MSN offered this headline Monday while millions of Americans braced for disaster: “Floridians evacuate and grumble as Hurricane Dorian slowly nears.”
Just last week, “The Picture of Dorian Gray” was screened in the House of Adams’ Big Moroccan Theater and sorta like moviedom’s Dorian, Hurricane Dorian hung around, preening in a mirror, while hiding its sinister soul as people anticipating it aged ahead of its arrival on the U.S. East Coast.
Killer weather ages everyone, those suffering through natural perils and those feeling compelled to watch what nature has wrought via TV or online.
One afternoon in early 1956, the late Marvin Nolin finished hammering together a tin building at Wiregrass Wrecking Co., an Ozark Highway junkyard Daddy partially owned.
The well-built structure got to be an office/storage shed less than 24 hours before a tornado/other intense wind demolished it, rocketing studs and rafters through numerous doors and fenders of cars made with strong, heavy steel.
A cement block building replaced Mr. Marvin’s work; though long abandoned, the kudzu-covered replacement still stands.
Another MSN Labor Day headline mentioned the “tortured path” Dorian was following as it agonizingly, SLOWLY bobbed and weaved, haunting coastal folks with fear, sheer dread of the unknown.
Daily, more than 3 million East Coasters faced mandatory evacuation.
Don’t know how many beach-dwellers couldn’t/wouldn’t evacuate or how many newsmongers and price-gougers stayed put.
In the HoA, we formerly measured natural disasters’ severity watching Dan Rather, before he self-destructed, and/or the late John Holliman lashed to palm trees/utility poles.
Once we relied on Lt. Gen. (Ret.) Russel L. Honore, the Troy University alum tasked with untangling Hurricane Katrina’s chaotic aftermath, whose plan began with something like, “By this time tomorrow, you won’t be able to swing a dead cat around here without hitting someone in uniform!”

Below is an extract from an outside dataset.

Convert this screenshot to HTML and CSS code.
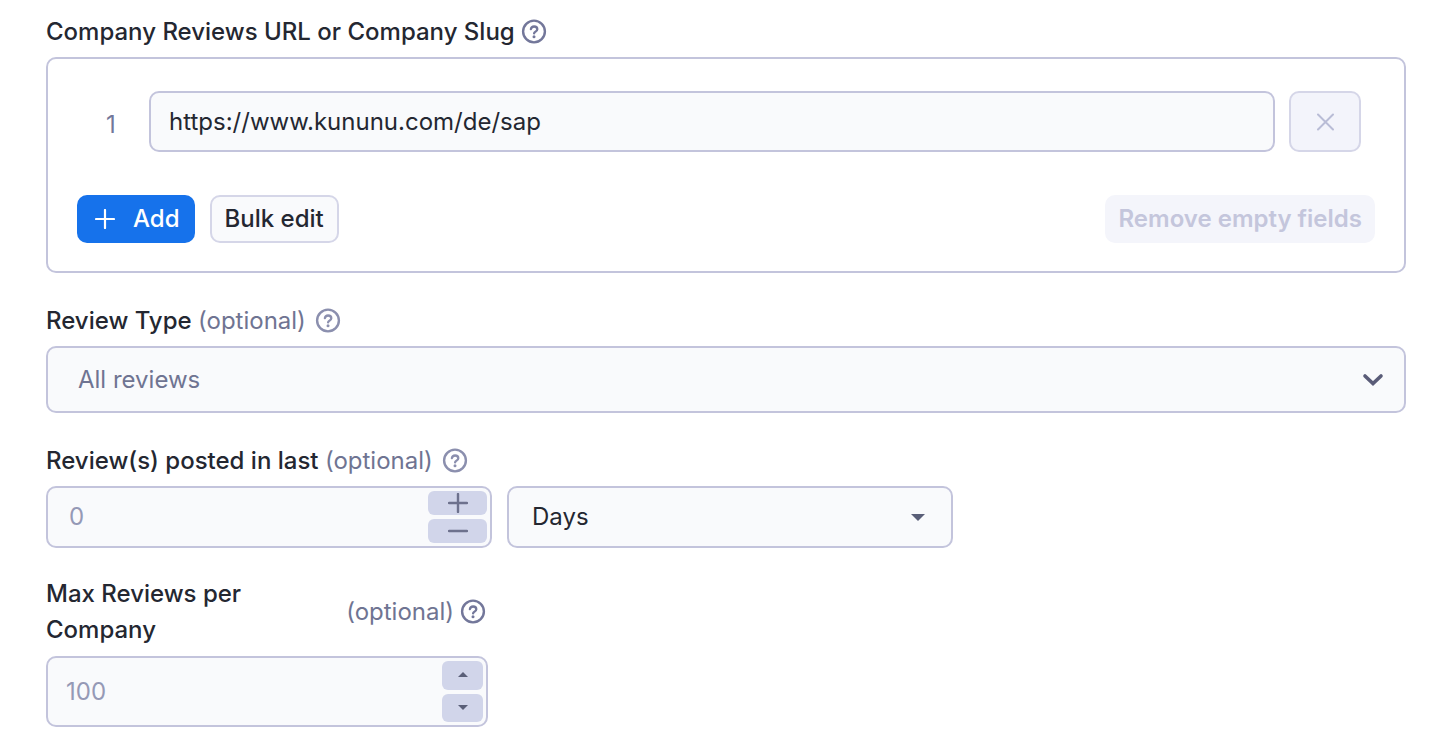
FILE: index.html
```html
<!DOCTYPE html>
<html lang="en">
<head>
    <meta charset="UTF-8">
    <meta name="viewport" content="width=device-width, initial-scale=1.0">
    <title>Input</title>
    <link rel="stylesheet" href="styles.css">
</head>
<body>
    <!-- shared icons -->
    <svg class="sprite" aria-hidden="true">
        <symbol id="icon-help" viewBox="0 0 26 26">
            <circle cx="13" cy="12.5" r="10.9" fill="none" stroke="currentColor" stroke-width="2.4"/>
            <path d="M9.9 10.1c.3-1.7 1.5-2.6 3.2-2.6 1.8 0 3.2 1 3.2 2.7 0 2.3-3.2 2.4-3.2 4.2" fill="none" stroke="currentColor" stroke-width="2.3" stroke-linecap="round"/>
            <circle cx="13" cy="17.7" r="1.5" fill="currentColor"/>
        </symbol>
    </svg>

    <form class="form">
        <div class="field">
            <div class="field-label">
                <label class="title" for="url-1">Company Reviews URL or Company Slug</label>
                <button type="button" class="help" aria-label="Help"><svg><use href="#icon-help"/></svg></button>
            </div>
            <div class="list-box">
                <div class="list-row">
                    <span class="list-index">1</span>
                    <input type="text" id="url-1" class="control list-input" value="https://www.kununu.com/de/sap">
                    <button type="button" class="remove" aria-label="Remove" disabled>
                        <svg width="18" height="18" viewBox="0 0 18 18"><path d="M2 1.5l15 15M17 1.5l-15 15" stroke="currentColor" stroke-width="2" stroke-linecap="round"/></svg>
                    </button>
                </div>
                <div class="list-actions">
                    <button type="button" class="btn btn-primary">
                        <svg width="20" height="20" viewBox="0 0 20 20"><path d="M10 1v18M1 10h18" stroke="currentColor" stroke-width="2.2" stroke-linecap="round"/></svg>
                        Add
                    </button>
                    <button type="button" class="btn btn-outline">Bulk edit</button>
                    <button type="button" class="btn btn-clear" disabled>Remove empty fields</button>
                </div>
            </div>
        </div>

        <div class="field">
            <div class="field-label">
                <label class="title" for="review-type">Review Type <span class="optional">(optional)</span></label>
                <button type="button" class="help help-light" aria-label="Help"><svg><use href="#icon-help"/></svg></button>
            </div>
            <div class="select select-type">
                <select id="review-type" class="control">
                    <option>All reviews</option>
                </select>
                <svg class="arrow" width="22" height="14" viewBox="0 0 22 14"><path d="M3 3l8 7.6L19 3" fill="none" stroke="currentColor" stroke-width="3.6" stroke-linecap="round"/></svg>
            </div>
        </div>

        <div class="field field-period">
            <div class="field-label">
                <label class="title" for="period">Review(s) posted in last <span class="optional">(optional)</span></label>
                <button type="button" class="help help-light" aria-label="Help"><svg><use href="#icon-help"/></svg></button>
            </div>
            <div class="period-row">
                <div class="control stepper">
                    <input type="text" inputmode="numeric" id="period" placeholder="0">
                    <div class="step-buttons">
                        <button type="button" aria-label="Increase"><svg width="20" height="20" viewBox="0 0 20 20"><path d="M10 1v18M1 10h18" stroke="currentColor" stroke-width="2.4" stroke-linecap="round"/></svg></button>
                        <button type="button" aria-label="Decrease"><svg width="20" height="20" viewBox="0 0 20 20"><path d="M1 10h18" stroke="currentColor" stroke-width="2.4" stroke-linecap="round"/></svg></button>
                    </div>
                </div>
                <div class="select select-unit">
                    <select class="control" aria-label="Unit">
                        <option>Days</option>
                    </select>
                    <svg class="arrow" width="14" height="7" viewBox="0 0 14 7"><path d="M0 0h14L7 7z" fill="currentColor"/></svg>
                </div>
            </div>
        </div>

        <div class="field field-limit">
            <div class="field-label">
                <label class="title" for="limit">Max Reviews per Company</label>
                <span class="optional">(optional)</span>
                <button type="button" class="help" aria-label="Help"><svg><use href="#icon-help"/></svg></button>
            </div>
            <div class="control stepper">
                <input type="text" inputmode="numeric" id="limit" placeholder="100">
                <div class="step-buttons">
                    <button type="button" aria-label="Increase"><svg width="10" height="6" viewBox="0 0 10 6"><path d="M0 5h10L5 0z" fill="currentColor"/></svg></button>
                    <button type="button" aria-label="Decrease"><svg width="10" height="6" viewBox="0 0 10 6"><path d="M0 0h10L5 5z" fill="currentColor"/></svg></button>
                </div>
            </div>
        </div>
    </form>
</body>
</html>
```
FILE: styles.css
```css
* {
    box-sizing: border-box;
}

body {
    margin: 0;
    background-color: #fff;
    color: #242731;
    font-family: Inter, "Liberation Sans", sans-serif;
    font-size: 24px;
    line-height: 36px;
}

button,
input,
select {
    margin: 0;
    padding: 0;
    border: none;
    background: none;
    color: inherit;
    font: inherit;
}

button {
    display: flex;
    align-items: center;
    justify-content: center;
    cursor: pointer;
}

button:disabled {
    cursor: default;
}

.sprite {
    display: none;
}

.form {
    padding: 14px 46px 20px;
}

.field {
    margin-bottom: 30px;
}

.field-label {
    display: flex;
    align-items: center;
    gap: 6px;
    margin-bottom: 7px;
}

.title {
    font-weight: 500;
}

.optional {
    color: #6f7492;
    font-weight: 400;
}

.help {
    flex: none;
    color: #73779a;
}

.help-light {
    margin-left: 3px;
    color: #8b8fae;
}

.help svg {
    display: block;
    width: 26px;
    height: 26px;
}

/* Text boxes and selects */
.control {
    width: 100%;
    border: 2px solid #c3c4dc;
    border-radius: 10px;
    background-color: #f9fafc;
}

/* List of URLs */
.list-box {
    padding: 32px 29px 28px;
    border: 2px solid #c3c4dc;
    border-radius: 10px;
}

.list-row {
    display: flex;
    align-items: center;
    padding-right: 14px;
    margin-bottom: 43px;
}

.list-index {
    flex: none;
    width: 72px;
    padding: 6px 4px 0 0;
    color: #73779a;
    text-align: center;
}

.list-input {
    flex: 1;
    min-width: 0;
    height: 61px;
    padding: 0 18px;
}

.remove {
    flex: none;
    width: 72px;
    height: 61px;
    margin-left: 14px;
    border: 2px solid #d5d6e8;
    border-radius: 10px;
    background-color: #f3f4fb;
    color: #b9bcd6;
}

.list-actions {
    display: flex;
    gap: 15px;
}

.btn {
    height: 48px;
    padding: 0 13px;
    border-radius: 10px;
    font-weight: 500;
}

.btn-primary {
    gap: 18px;
    padding: 0 15px 0 18px;
    background-color: #1672eb;
    color: #fff;
}

.btn-outline {
    border: 2px solid #d5d6e8;
    background-color: #f9fafc;
}

.btn-clear {
    margin-left: auto;
    background-color: #f4f5fb;
    color: #c4c6dc;
    font-weight: 600;
}

/* The arrow shares one grid cell with the select */
.select {
    display: grid;
    align-items: center;
}

.select select,
.select .arrow {
    grid-area: 1 / 1;
}

.select select {
    appearance: none;
}

.select .arrow {
    justify-self: end;
    pointer-events: none;
}

.select-type select {
    height: 67px;
    padding: 0 30px;
    color: #6f7492;
}

.select-type .arrow {
    margin-right: 22px;
    color: #5a5c78;
}

.select-unit select {
    height: 62px;
    padding: 0 23px;
}

.select-unit .arrow {
    margin-right: 28px;
    color: #5a5f78;
}

.period-row {
    display: grid;
    grid-template-columns: repeat(2, minmax(0, 1fr));
    gap: 15px;
    max-width: 907px;
}

.field-period {
    margin-bottom: 28px;
}

/* Number box with its own buttons */
.stepper {
    display: flex;
    height: 62px;
    padding: 3px;
}

.stepper input {
    flex: 1;
    min-width: 0;
    padding-left: 18px;
    outline: none;
}

.stepper input::placeholder {
    color: #9599b6;
    opacity: 1;
}

.step-buttons {
    display: flex;
    flex-direction: column;
    gap: 4px;
    width: 59px;
}

.step-buttons button {
    flex: 1;
    min-height: 0;
    border-radius: 6px;
    background-color: #d1d5ea;
    color: #6d718d;
}

.field-limit {
    max-width: 442px;
    margin-bottom: 0;
}

.field-limit .field-label {
    padding-right: 2px;
    margin-bottom: 8px;
}

.field-limit .title {
    flex: 1;
}

.field-limit .stepper {
    height: 71px;
}

.field-limit .stepper input {
    padding-left: 15px;
}

.field-limit .step-buttons {
    width: 41px;
}

.field-limit .step-buttons button {
    color: #5a5f78;
}
```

Nowadays, without John, Dan and Russel, besides Waffle House closings, we know when the Weather Channel runs commercials, either destruction looms far at sea, or the storm has passed.
Hurricanes, if not as catastrophic as predicted, leave media crews miffed - even Jim “Pollo” Cantore - stumbling over sodden sandbags, always with an eye toward the next peril … but truly relieved when no humans perish.
Though compelling real-life drama, Hurricane Dorian wasn’t the only captivating fare Monday; TV Land aired “The Andy Griffith Show” most all day, each episode still fresh as ever, despite its having been screened here 55+ years.
Good guys prevailing never grows old.
TV Land, MeTV, the Weather Channel and other cable outfits catering to us older guys offer different products/services than younger viewers see on major networks and their cable stations.
We see lots of Marlo Thomas and Marie Osmond, neither hard on the eyes, but Pat Boone and Terry Bradshaw soaking in bathtubs is brutal.
We’re constantly beseeched to donate $19 a month to save mistreated animals, instructed to use Fleet’s enemas (when needed) and to beware Hep C.
Monday, your scribe was compelled to look into 1964’s “World Book Encyclopedia” to compare 2019’s hurricane knowledge with ’64s.
Little about hurricanes has changed.
“Hurricane” covered parts of three WB pages and ended with this: “The (U.S.) Weather Bureau uses a permanent list of 84 girls’ names to label each season’s hurricanes.”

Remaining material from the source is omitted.